→ Web page code records
▬▬▬▬▬▬▬▬▬▬

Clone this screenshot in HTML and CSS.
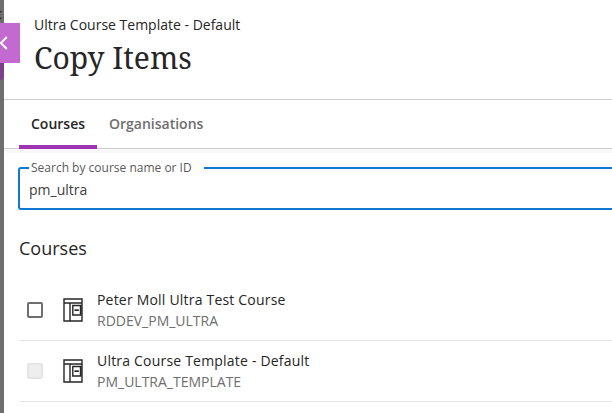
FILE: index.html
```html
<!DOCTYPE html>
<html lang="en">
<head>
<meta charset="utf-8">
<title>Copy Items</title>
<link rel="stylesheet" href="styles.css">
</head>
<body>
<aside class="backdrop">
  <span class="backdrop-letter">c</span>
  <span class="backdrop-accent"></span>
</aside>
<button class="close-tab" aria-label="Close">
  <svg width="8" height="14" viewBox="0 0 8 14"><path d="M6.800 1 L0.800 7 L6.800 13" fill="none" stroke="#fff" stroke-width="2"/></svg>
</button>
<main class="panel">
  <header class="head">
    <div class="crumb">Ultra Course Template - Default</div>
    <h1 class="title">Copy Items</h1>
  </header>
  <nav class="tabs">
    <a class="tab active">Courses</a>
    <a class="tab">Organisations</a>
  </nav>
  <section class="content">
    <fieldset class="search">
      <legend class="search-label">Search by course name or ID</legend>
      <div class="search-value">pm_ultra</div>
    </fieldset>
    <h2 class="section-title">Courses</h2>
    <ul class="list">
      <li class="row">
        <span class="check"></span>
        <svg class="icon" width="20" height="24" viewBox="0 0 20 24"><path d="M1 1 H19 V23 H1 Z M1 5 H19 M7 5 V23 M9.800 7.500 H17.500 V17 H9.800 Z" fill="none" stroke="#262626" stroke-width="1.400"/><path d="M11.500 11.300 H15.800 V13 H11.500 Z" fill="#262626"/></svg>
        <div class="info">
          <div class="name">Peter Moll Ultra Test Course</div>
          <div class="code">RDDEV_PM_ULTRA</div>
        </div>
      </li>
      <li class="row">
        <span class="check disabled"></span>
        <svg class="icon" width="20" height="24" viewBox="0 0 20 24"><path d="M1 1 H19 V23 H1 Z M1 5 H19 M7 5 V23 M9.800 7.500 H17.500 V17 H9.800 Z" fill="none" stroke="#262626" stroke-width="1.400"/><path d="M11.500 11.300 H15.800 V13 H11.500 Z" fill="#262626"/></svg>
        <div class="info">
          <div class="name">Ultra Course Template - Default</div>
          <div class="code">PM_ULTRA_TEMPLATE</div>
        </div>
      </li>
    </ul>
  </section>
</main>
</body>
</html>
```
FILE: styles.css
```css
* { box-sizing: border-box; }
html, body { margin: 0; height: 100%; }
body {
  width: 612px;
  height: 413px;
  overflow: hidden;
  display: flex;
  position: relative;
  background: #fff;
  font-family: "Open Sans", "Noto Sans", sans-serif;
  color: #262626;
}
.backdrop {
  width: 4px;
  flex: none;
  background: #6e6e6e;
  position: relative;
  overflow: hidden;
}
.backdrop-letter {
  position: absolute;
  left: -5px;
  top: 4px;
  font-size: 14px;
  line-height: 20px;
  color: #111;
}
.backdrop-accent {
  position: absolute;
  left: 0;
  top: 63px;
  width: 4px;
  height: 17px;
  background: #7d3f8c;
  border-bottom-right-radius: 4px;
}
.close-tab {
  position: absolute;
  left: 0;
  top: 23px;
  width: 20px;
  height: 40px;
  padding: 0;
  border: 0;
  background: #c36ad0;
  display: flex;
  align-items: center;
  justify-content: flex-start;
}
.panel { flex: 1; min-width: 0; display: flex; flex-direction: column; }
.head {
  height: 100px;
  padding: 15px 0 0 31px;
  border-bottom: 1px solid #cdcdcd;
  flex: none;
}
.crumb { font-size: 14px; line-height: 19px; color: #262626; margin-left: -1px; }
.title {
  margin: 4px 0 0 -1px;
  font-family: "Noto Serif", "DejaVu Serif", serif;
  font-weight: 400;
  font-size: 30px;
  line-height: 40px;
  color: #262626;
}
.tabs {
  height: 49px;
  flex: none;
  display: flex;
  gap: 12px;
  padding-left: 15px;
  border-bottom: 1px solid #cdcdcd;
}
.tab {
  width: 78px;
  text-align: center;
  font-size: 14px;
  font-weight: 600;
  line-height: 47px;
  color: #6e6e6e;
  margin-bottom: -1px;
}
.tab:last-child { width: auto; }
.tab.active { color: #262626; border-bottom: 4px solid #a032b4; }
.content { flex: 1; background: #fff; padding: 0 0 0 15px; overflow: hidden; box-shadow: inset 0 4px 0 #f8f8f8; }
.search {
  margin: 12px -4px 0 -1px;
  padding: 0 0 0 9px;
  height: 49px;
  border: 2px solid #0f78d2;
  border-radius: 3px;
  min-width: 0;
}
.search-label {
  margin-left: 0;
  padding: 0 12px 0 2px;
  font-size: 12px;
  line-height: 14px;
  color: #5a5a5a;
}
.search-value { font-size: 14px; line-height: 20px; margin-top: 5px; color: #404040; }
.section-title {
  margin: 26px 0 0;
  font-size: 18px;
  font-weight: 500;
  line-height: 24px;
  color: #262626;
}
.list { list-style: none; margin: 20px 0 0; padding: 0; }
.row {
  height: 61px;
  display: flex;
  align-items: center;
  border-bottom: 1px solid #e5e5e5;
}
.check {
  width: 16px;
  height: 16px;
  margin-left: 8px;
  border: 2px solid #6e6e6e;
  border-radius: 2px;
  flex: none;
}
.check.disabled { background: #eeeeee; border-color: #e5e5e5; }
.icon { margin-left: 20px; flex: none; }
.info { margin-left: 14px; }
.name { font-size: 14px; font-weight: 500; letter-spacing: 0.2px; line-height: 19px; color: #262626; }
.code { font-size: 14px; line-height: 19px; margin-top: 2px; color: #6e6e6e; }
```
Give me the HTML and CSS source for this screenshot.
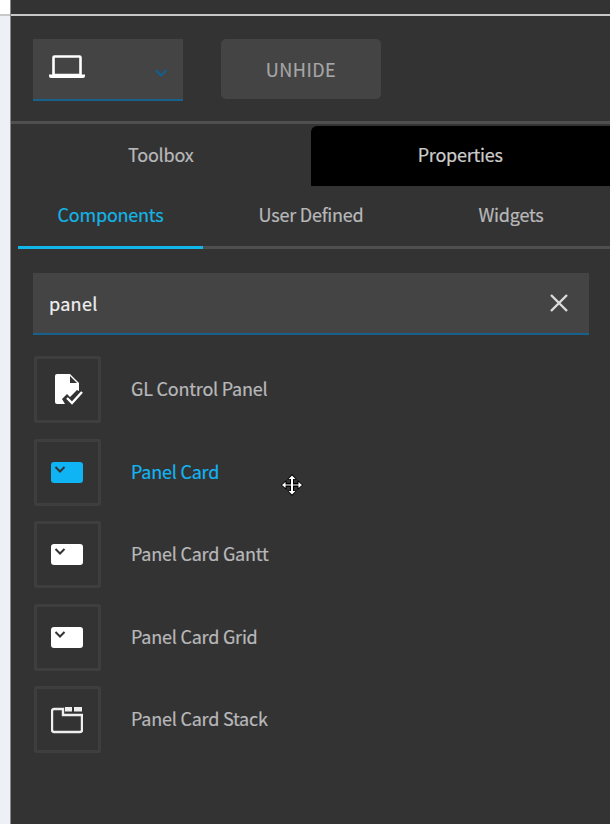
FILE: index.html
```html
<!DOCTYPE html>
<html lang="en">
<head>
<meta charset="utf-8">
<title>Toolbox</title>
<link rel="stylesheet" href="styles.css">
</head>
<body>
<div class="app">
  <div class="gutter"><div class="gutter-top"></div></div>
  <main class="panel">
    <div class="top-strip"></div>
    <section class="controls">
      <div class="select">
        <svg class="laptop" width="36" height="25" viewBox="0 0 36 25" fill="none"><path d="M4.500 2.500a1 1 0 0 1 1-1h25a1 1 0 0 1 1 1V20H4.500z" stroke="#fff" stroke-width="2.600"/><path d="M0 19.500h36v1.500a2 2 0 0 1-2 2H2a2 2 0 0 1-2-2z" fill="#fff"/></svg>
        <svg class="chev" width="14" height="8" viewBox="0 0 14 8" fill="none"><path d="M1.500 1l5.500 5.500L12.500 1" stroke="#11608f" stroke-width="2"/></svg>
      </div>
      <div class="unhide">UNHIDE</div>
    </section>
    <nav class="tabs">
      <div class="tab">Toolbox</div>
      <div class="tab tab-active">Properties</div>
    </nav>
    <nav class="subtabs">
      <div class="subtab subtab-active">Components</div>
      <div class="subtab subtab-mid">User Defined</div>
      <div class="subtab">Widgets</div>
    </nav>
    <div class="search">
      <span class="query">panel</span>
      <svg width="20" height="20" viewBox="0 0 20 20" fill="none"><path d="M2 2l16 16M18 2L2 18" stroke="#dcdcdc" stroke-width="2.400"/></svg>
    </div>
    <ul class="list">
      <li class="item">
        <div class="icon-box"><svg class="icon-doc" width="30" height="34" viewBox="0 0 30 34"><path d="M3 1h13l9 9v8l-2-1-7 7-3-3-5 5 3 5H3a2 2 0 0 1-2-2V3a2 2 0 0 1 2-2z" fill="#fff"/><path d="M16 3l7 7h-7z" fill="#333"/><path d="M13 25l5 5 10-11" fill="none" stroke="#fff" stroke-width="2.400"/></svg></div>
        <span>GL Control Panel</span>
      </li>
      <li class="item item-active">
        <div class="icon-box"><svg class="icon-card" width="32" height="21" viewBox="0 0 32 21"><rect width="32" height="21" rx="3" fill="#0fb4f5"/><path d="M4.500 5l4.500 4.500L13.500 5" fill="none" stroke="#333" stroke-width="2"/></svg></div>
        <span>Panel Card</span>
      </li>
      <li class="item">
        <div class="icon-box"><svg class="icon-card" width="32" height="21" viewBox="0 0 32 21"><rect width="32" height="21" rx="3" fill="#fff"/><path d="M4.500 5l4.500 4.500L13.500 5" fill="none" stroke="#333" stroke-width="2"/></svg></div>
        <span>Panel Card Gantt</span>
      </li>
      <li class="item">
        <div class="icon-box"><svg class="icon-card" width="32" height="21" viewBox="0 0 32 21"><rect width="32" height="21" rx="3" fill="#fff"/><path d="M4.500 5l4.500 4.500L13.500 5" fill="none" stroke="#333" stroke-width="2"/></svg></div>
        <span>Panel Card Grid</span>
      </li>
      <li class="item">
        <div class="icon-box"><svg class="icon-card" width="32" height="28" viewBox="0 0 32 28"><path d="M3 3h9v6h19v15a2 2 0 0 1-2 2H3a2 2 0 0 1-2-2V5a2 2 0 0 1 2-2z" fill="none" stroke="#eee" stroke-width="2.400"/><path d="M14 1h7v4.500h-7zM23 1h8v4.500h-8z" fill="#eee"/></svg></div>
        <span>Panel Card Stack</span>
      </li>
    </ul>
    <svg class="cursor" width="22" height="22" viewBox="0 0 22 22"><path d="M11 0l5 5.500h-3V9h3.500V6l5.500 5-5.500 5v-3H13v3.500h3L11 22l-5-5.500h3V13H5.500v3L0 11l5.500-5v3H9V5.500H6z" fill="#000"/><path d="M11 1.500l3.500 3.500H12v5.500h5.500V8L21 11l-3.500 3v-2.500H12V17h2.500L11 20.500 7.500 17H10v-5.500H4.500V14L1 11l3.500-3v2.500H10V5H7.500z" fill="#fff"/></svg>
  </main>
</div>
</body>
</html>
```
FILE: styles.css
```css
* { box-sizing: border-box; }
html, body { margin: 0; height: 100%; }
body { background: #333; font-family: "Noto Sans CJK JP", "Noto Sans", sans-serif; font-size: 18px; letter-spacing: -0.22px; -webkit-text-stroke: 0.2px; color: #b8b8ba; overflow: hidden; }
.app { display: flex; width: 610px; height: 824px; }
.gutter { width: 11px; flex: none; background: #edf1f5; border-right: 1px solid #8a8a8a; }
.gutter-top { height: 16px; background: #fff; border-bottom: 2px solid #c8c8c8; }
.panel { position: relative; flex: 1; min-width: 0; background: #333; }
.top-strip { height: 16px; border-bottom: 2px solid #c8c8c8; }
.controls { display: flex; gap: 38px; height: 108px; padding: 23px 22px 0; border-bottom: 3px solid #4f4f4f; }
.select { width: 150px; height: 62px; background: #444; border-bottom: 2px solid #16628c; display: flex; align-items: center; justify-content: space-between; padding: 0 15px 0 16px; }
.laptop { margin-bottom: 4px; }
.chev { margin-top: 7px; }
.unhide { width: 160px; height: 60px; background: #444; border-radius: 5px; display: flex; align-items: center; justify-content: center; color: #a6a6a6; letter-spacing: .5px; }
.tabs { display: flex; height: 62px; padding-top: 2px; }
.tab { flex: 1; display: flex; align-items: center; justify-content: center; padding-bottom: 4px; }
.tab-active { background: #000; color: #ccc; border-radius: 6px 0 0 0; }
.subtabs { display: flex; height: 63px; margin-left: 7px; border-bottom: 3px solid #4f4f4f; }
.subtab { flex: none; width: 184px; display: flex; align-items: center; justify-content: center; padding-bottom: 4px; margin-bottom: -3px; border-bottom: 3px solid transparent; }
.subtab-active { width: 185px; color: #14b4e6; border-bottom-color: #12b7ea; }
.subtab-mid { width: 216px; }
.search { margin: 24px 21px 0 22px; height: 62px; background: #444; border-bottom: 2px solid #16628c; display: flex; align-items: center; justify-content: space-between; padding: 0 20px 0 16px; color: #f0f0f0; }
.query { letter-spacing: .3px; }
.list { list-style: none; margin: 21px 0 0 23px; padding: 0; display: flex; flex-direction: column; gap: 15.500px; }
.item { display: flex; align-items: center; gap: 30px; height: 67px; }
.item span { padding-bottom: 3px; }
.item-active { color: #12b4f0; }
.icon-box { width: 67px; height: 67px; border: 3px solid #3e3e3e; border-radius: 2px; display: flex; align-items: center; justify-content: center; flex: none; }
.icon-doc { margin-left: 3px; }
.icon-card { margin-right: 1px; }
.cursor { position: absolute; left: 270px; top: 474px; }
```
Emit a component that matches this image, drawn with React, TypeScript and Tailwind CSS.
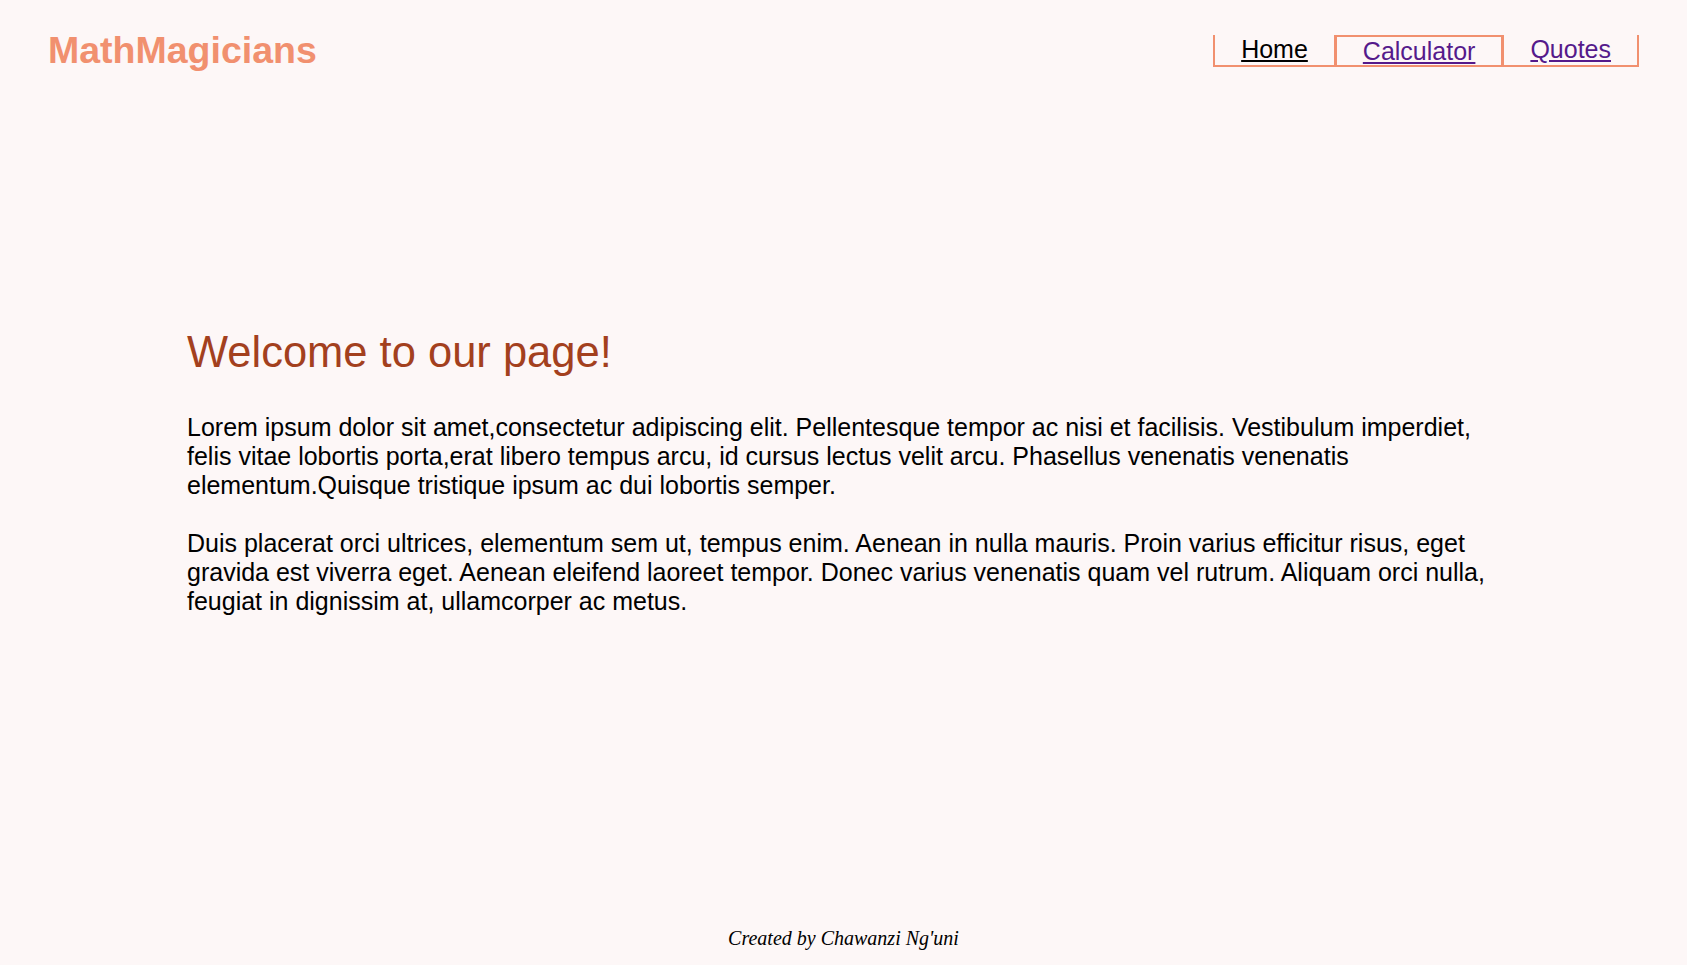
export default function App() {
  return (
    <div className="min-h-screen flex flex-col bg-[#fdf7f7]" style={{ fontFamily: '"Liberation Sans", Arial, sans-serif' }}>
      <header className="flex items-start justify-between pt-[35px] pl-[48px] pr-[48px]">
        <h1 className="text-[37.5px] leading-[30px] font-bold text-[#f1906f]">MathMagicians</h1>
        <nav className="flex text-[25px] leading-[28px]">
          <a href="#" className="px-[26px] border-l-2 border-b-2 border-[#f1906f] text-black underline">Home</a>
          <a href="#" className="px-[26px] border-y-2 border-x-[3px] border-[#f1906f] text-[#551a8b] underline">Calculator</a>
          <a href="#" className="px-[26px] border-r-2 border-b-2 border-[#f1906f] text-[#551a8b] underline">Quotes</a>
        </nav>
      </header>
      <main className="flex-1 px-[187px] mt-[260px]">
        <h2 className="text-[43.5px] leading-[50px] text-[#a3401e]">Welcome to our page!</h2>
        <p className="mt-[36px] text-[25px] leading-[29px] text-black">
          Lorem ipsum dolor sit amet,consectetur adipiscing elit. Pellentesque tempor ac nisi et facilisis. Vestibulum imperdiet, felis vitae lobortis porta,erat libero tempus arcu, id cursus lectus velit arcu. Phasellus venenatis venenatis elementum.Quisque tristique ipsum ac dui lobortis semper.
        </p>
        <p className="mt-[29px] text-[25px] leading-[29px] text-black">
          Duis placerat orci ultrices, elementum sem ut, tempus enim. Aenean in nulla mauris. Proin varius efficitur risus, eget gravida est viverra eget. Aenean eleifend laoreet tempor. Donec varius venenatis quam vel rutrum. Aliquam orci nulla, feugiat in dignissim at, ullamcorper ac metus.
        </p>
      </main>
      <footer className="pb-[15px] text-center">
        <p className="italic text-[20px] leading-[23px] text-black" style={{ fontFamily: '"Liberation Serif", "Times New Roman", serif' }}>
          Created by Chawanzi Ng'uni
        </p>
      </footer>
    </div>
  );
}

▬▬▬▬▬▬▬▬▬▬

→ Problem to solve
Using the entries above, find all lines with "screenshot". Copy them.

→ Final answer
Clone this screenshot in HTML and CSS.
Give me the HTML and CSS source for this screenshot.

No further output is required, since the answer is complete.